In 2013, a meteor exploded over Chelyabinsk, Russia injuring over 1000 people. But it could have been much worse - just ask the dinosaurs. For years, people have been pondering how we might avoid a potentially civilisation killing asteroid.


To test one potential method, NASA is launching the Double Asteroid Redirection Test on 24 November which will smash into the asteroid Didymorphos to change its orbit, a trial run for a future planet saving plan.

Listen to more episodes of the Radio Astronomy podcast.


Announcer: Hello and welcome to Radio Astronomy, the podcast from the makers of BBC Sky at Night Magazine. You can subscribe to the print edition of the magazine by visiting or to our Digital Edition by visiting iTunes or Google Play.

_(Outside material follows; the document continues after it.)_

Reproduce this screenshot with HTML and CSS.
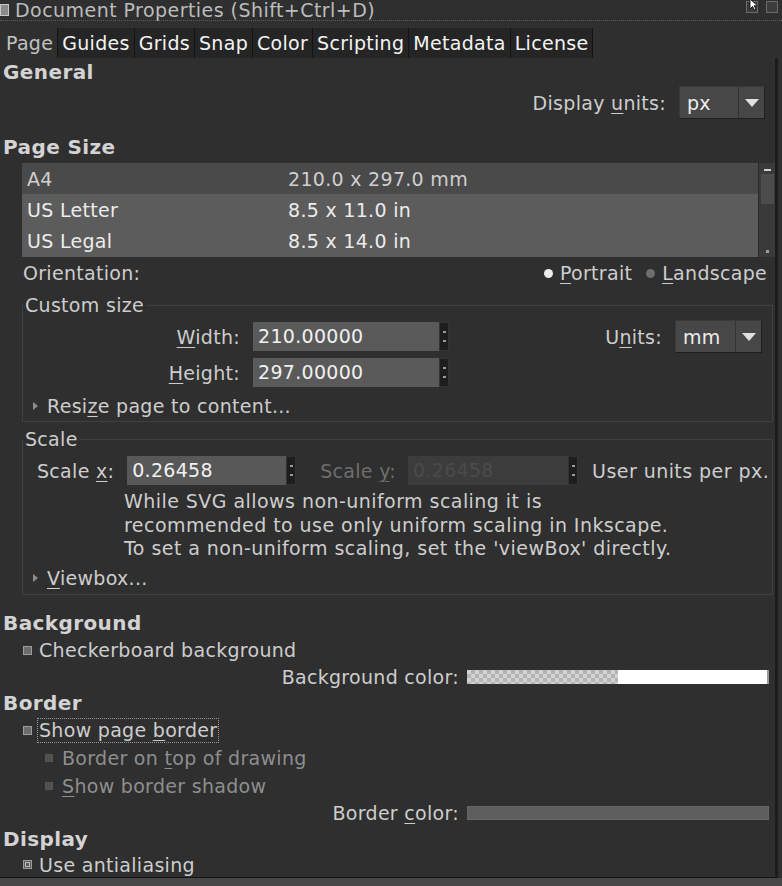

Ezzy Greetings, listeners. It's time for the December episode of Radio Astronomy. I'm news editor Ezzy Pearson and I'm joined in the studio today by production editor Neil McKim.

Neil Hello.

Ezzy Coming up later, we'll be telling you how to see the Geminids meteor shower in our stargazing tip of the month. But first, we'll take a look at a topic that we learnt all about was putting together this month's issue. Now on the 23rd of November, which is actually just a few days after this podcast is due to go out, NASA is due to launch the latest space mission, one that I think you'll agree is going to be a little bit more than dramatic.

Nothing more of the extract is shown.